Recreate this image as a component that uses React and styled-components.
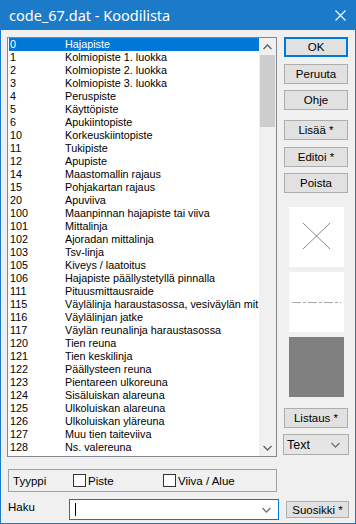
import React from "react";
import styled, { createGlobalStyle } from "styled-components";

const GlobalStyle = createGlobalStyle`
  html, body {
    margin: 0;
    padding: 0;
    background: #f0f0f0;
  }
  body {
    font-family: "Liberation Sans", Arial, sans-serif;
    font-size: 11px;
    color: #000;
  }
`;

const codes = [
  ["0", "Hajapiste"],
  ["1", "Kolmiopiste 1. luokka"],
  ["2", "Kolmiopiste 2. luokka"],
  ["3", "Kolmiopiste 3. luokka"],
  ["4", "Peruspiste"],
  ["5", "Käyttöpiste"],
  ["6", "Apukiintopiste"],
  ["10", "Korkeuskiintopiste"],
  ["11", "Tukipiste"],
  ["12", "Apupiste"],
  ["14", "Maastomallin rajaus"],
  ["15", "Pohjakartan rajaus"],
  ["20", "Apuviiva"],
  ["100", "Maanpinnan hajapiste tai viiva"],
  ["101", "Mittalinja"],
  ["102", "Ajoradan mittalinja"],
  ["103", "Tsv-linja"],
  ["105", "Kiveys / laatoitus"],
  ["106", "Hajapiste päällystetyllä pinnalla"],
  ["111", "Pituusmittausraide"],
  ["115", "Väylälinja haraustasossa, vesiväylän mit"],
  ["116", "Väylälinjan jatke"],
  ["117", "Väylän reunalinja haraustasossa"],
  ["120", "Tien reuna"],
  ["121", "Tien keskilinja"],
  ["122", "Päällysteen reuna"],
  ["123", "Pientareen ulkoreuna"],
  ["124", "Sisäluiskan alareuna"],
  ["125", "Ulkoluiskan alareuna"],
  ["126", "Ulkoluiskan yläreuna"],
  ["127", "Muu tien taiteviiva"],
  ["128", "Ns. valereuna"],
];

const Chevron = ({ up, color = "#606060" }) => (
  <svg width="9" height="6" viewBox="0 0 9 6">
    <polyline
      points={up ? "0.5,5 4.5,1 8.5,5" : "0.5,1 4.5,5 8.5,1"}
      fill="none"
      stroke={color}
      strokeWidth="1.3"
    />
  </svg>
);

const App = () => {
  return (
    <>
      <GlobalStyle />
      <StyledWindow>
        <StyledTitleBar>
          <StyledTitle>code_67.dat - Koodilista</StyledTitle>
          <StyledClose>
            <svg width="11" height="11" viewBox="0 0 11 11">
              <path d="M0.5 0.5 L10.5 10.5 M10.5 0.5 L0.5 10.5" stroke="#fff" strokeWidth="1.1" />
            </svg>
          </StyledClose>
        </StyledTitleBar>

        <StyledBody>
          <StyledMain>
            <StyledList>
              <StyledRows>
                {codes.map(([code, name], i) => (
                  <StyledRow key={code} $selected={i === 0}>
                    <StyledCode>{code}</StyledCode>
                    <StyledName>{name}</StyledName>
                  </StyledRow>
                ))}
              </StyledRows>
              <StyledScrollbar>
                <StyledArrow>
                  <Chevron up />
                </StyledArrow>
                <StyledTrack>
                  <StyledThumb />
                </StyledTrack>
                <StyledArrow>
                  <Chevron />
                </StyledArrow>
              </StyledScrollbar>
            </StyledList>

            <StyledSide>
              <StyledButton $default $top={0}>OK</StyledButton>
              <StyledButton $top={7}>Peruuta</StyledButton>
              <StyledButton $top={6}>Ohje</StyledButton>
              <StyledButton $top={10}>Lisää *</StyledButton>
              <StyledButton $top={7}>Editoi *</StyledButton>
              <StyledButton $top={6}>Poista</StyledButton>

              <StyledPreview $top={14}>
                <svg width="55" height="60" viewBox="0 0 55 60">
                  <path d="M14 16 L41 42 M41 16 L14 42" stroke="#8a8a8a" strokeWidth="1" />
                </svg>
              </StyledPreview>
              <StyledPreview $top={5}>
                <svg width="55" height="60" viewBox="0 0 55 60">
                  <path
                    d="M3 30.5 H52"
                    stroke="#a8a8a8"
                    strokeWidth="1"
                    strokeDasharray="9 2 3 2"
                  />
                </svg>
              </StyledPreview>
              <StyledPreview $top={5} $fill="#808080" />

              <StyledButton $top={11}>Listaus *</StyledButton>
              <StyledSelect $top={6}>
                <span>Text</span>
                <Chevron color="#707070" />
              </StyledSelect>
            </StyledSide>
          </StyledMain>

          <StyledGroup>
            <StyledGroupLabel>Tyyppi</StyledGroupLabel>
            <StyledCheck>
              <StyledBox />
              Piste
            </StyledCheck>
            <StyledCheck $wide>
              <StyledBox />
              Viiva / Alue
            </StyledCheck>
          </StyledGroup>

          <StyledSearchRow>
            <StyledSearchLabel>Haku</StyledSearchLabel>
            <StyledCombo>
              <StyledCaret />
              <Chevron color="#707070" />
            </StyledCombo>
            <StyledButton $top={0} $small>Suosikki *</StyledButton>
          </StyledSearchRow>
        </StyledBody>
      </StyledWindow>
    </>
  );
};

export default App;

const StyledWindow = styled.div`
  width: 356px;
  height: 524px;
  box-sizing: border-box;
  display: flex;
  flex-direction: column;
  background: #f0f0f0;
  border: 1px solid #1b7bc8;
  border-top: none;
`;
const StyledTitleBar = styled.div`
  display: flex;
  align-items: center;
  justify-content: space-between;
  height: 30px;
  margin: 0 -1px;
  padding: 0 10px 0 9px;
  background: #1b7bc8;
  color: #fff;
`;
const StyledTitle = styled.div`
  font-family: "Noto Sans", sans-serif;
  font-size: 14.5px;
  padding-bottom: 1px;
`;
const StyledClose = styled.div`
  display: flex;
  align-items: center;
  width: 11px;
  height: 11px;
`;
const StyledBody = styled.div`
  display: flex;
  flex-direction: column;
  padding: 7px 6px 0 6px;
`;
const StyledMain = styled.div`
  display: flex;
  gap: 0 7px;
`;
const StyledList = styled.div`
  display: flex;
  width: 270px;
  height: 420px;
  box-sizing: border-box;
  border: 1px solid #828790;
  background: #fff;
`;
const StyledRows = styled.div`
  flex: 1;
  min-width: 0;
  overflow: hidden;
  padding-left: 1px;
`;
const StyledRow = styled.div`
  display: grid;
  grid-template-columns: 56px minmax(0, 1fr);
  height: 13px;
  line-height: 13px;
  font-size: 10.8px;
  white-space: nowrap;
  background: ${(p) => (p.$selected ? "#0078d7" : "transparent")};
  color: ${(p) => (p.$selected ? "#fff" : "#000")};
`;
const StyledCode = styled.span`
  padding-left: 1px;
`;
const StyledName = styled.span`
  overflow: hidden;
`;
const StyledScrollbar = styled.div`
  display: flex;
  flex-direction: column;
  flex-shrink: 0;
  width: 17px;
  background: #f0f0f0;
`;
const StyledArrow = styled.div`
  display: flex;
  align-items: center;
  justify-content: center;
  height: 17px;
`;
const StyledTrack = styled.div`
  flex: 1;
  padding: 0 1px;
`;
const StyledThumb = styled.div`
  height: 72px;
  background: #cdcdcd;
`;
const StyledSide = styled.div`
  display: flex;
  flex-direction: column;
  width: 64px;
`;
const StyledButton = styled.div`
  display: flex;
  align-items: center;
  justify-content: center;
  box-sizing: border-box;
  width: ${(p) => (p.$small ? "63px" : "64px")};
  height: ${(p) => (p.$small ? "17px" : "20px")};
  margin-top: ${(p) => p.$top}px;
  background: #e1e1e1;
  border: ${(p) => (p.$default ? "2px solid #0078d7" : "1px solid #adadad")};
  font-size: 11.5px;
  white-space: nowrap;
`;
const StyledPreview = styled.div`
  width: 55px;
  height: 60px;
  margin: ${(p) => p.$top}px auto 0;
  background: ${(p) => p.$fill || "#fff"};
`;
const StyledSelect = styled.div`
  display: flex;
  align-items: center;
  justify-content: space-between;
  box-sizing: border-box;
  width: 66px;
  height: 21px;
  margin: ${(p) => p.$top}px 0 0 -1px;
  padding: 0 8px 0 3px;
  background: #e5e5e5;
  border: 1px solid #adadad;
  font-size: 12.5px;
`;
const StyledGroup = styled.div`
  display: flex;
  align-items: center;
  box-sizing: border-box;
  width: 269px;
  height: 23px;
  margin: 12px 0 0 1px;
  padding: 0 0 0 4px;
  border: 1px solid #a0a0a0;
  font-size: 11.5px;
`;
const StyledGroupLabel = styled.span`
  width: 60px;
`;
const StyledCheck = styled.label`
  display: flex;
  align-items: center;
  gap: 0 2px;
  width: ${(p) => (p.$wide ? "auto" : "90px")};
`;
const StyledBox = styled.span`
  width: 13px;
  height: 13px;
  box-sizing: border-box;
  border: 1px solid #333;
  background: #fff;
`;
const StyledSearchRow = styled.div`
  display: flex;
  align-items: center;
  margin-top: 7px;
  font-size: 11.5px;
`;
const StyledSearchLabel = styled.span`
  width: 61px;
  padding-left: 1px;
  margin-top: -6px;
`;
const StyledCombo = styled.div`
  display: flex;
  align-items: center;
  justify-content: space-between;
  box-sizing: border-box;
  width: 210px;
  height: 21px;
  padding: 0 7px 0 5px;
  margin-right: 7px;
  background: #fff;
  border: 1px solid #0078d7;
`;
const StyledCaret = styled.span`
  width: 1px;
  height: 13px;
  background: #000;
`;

-*-*-

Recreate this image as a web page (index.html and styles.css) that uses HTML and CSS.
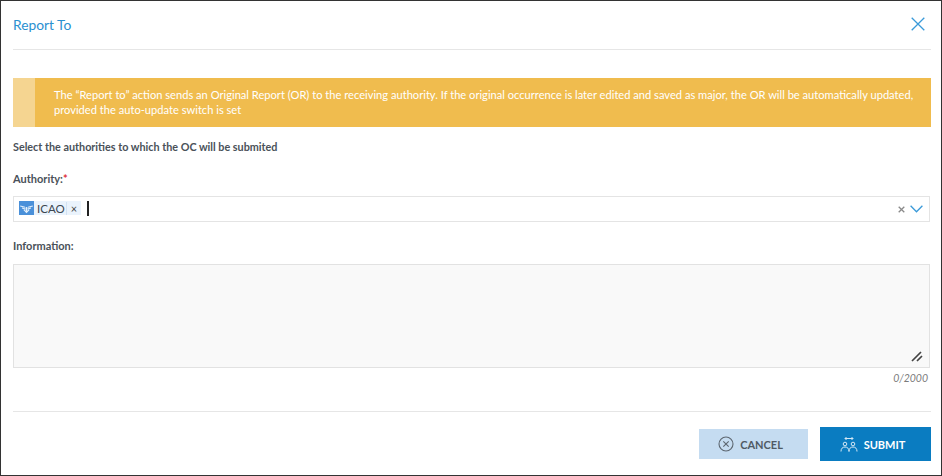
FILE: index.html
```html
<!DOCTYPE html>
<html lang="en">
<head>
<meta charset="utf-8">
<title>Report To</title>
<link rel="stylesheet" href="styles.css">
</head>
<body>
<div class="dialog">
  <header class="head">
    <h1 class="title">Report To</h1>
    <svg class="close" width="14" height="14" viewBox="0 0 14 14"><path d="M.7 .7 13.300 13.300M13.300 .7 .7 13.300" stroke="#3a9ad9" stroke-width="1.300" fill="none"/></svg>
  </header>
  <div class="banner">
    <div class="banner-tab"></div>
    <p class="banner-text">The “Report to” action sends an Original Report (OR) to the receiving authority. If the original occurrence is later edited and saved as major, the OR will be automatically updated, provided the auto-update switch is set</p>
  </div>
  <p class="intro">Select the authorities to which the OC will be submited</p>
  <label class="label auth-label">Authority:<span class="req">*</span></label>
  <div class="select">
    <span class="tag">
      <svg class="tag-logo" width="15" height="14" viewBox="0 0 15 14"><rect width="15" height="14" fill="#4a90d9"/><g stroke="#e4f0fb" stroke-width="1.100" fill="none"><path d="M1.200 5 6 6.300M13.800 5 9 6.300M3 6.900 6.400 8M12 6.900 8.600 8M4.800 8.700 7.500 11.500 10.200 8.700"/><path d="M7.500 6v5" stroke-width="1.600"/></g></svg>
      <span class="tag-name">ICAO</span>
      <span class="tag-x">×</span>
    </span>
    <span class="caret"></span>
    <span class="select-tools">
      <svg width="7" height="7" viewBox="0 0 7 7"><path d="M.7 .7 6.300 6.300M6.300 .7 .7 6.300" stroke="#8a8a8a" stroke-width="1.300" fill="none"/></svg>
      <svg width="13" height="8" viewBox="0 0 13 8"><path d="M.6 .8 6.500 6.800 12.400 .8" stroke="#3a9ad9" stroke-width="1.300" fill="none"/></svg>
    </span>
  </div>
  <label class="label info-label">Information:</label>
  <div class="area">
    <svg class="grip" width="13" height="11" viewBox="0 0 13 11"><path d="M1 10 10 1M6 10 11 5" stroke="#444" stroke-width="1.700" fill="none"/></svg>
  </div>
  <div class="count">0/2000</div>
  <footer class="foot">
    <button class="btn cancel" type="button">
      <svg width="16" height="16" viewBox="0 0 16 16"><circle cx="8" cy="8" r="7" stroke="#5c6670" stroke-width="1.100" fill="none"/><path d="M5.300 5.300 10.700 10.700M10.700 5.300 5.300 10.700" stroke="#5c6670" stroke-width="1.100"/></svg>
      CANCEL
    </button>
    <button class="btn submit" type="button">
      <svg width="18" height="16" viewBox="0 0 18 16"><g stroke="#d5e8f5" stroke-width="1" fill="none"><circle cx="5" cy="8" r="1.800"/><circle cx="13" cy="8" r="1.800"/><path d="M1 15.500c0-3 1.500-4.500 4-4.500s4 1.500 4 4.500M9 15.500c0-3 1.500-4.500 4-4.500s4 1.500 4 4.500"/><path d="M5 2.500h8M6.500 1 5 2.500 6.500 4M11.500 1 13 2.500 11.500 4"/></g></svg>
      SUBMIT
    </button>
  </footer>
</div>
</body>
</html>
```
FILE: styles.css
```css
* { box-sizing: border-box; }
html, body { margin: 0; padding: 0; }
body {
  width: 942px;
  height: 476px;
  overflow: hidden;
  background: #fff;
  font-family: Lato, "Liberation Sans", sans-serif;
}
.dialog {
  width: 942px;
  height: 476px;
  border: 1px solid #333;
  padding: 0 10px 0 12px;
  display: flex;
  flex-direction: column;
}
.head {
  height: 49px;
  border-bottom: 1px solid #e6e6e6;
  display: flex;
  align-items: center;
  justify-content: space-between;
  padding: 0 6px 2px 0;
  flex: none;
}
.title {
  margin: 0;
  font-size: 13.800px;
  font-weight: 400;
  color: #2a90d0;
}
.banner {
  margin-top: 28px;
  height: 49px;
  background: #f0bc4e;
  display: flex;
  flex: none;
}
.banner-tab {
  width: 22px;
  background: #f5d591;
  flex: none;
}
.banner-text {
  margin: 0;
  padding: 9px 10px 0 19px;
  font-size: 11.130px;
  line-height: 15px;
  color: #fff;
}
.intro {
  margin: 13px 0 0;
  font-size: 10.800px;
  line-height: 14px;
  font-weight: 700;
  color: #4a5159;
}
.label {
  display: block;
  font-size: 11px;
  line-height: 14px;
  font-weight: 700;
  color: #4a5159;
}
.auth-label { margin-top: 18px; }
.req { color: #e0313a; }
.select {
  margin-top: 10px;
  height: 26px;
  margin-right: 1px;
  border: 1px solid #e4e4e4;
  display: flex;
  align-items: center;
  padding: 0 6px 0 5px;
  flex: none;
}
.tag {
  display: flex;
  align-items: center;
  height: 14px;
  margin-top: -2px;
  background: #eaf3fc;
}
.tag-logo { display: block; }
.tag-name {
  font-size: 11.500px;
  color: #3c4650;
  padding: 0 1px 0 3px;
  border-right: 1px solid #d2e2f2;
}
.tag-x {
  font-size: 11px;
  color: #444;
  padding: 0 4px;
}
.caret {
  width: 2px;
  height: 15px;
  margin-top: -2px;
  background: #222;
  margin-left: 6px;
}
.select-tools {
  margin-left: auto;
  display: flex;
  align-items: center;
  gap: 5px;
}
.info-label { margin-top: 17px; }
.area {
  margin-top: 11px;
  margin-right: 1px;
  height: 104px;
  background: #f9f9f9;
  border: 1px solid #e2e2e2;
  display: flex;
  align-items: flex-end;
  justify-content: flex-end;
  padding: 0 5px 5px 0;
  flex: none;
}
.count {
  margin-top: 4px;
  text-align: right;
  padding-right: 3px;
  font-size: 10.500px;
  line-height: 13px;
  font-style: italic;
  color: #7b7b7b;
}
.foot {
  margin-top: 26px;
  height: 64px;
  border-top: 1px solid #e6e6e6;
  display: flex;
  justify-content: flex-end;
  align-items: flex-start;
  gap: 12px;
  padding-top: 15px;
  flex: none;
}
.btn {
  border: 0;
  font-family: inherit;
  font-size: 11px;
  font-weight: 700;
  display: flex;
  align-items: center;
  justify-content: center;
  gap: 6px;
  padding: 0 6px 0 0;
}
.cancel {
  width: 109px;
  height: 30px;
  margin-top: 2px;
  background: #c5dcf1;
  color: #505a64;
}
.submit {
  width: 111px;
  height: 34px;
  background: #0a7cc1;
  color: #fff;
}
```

-*-*-

Go over the data above and copy every line that has the word "index" in it.

Complete response:
Recreate this image as a web page (index.html and styles.css) that uses HTML and CSS.
FILE: index.html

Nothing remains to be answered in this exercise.